#### What is being asked:
Read the lines below. Copy out any that hold the string "React".

#### Raw data:
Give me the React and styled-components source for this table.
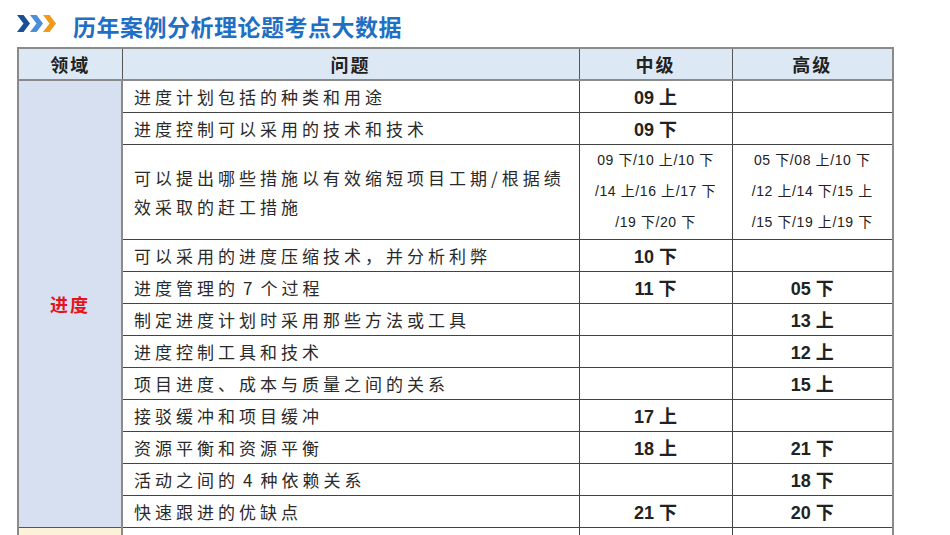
import React from "react";
import styled, { createGlobalStyle } from "styled-components";

const GlobalStyle = createGlobalStyle`
  html, body {
    margin: 0;
    padding: 0;
    background: #ffffff;
    font-family: "Noto Sans CJK SC", "Noto Sans", sans-serif;
  }
`;

const Page = styled.div`
  width: 950px;
  height: 535px;
  overflow: hidden;
  padding-left: 17px;
  box-sizing: border-box;
`;

const TitleBar = styled.div`
  display: flex;
  align-items: center;
  gap: 16px;
  height: 47px;
`;

const Title = styled.h1`
  margin: 0;
  font-size: 23px;
  font-weight: 700;
  color: #1f6fc4;
  letter-spacing: 0.5px;
  line-height: 1;
  padding-top: 6px;
`;

const Table = styled.table`
  width: 875px;
  table-layout: fixed;
  border-collapse: collapse;
  border: 2px solid #8a8a8a;
  color: #222;
`;

const HeadCell = styled.th`
  height: 30px;
  padding: 0;
  background: #dde8f5;
  border: 1px solid #555;
  border-bottom: 2px solid #8a8a8a;
  font-size: 18px;
  font-weight: 700;
  letter-spacing: 2px;
  text-align: center;
  vertical-align: middle;
`;

const Row = styled.tr`
  height: ${(p) => p.$h || 32}px;
`;

const AreaCell = styled.td`
  background: ${(p) => p.$bg || "#d7e0f1"};
  border: 1px solid #555;
  border-right: 2px solid #8a8a8a;
  color: #e8121a;
  font-size: 18px;
  font-weight: 700;
  letter-spacing: 2px;
  text-align: center;
  vertical-align: middle;
  padding: 0;
`;

const Question = styled.td`
  border: 1px solid #444;
  padding: 0 0 0 11px;
  font-size: 17px;
  letter-spacing: 4px;
  line-height: 29px;
  color: #2a2a2a;
  vertical-align: middle;
  white-space: pre;
  overflow: hidden;
`;

const Num = styled.span`
  margin: 0 4px;
`;

const Year = styled.td`
  border: 1px solid #444;
  padding: 0;
  text-align: center;
  vertical-align: middle;
  font-family: "Liberation Sans", "Noto Sans CJK SC", sans-serif;
  font-size: 18px;
  font-weight: 700;
`;

const YearList = styled.td`
  border: 1px solid #444;
  padding: 0;
  text-align: center;
  vertical-align: middle;
  font-family: "Liberation Sans", "Noto Sans CJK SC", sans-serif;
  font-size: 14px;
  letter-spacing: 0.6px;
  line-height: 31px;
  white-space: pre;
`;

const Chevrons = () => (
  <svg width="40" height="17" viewBox="0 0 40 17">
    <path d="M0 0 L6.5 0 L13 8.5 L6.5 17 L0 17 L6.5 8.5 Z" fill="#1b4f93" />
    <path d="M13 0 L19.5 0 L26 8.5 L19.5 17 L13 17 L19.5 8.5 Z" fill="#4b90d6" />
    <path d="M26 0 L32.5 0 L39 8.5 L32.5 17 L26 17 L32.5 8.5 Z" fill="#f19a17" />
  </svg>
);

const rows = [
  { q: "进度计划包括的种类和用途", mid: "09 上", high: "" },
  { q: "进度控制可以采用的技术和技术", mid: "09 下", high: "" },
  {
    q: "可以提出哪些措施以有效缩短项目工期/根据绩\n效采取的赶工措施",
    mid: "09 下/10 上/10 下\n/14 上/16 上/17 下\n/19 下/20 下",
    high: "05 下/08 上/10 下\n/12 上/14 下/15 上\n/15 下/19 上/19 下",
    list: true,
  },
  { q: "可以采用的进度压缩技术，并分析利弊", mid: "10 下", high: "" },
  { q: ["进度管理的", "7", "个过程"], mid: "11 下", high: "05 下" },
  { q: "制定进度计划时采用那些方法或工具", mid: "", high: "13 上" },
  { q: "进度控制工具和技术", mid: "", high: "12 上" },
  { q: "项目进度、成本与质量之间的关系", mid: "", high: "15 上" },
  { q: "接驳缓冲和项目缓冲", mid: "17 上", high: "" },
  { q: "资源平衡和资源平衡", mid: "18 上", high: "21 下" },
  { q: ["活动之间的", "4", "种依赖关系"], mid: "", high: "18 下" },
  { q: "快速跟进的优缺点", mid: "21 下", high: "20 下" },
];

const QuestionText = ({ q }) =>
  Array.isArray(q) ? (
    <>
      {q[0]}
      <Num>{q[1]}</Num>
      {q[2]}
    </>
  ) : (
    q
  );

export default function App() {
  return (
    <Page>
      <GlobalStyle />
      <TitleBar>
        <Chevrons />
        <Title>历年案例分析理论题考点大数据</Title>
      </TitleBar>
      <Table>
        <colgroup>
          <col style={{ width: 104 }} />
          <col style={{ width: 457 }} />
          <col style={{ width: 153 }} />
          <col style={{ width: 161 }} />
        </colgroup>
        <thead>
          <tr>
            <HeadCell>领域</HeadCell>
            <HeadCell>问题</HeadCell>
            <HeadCell>中级</HeadCell>
            <HeadCell>高级</HeadCell>
          </tr>
        </thead>
        <tbody>
          {rows.map((r, i) => (
            <Row key={i} $h={r.list ? 95 : 32}>
              {i === 0 && <AreaCell rowSpan={rows.length}>进度</AreaCell>}
              <Question>
                <QuestionText q={r.q} />
              </Question>
              {r.list ? (
                <>
                  <YearList>{r.mid}</YearList>
                  <YearList>{r.high}</YearList>
                </>
              ) : (
                <>
                  <Year>{r.mid}</Year>
                  <Year>{r.high}</Year>
                </>
              )}
            </Row>
          ))}
          <Row $h={32}>
            <AreaCell $bg="#fcf2da" />
            <Question />
            <Year />
            <Year />
          </Row>
        </tbody>
      </Table>
    </Page>
  );
}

#### Solved problem:
Give me the React and styled-components source for this table.
import React from "react";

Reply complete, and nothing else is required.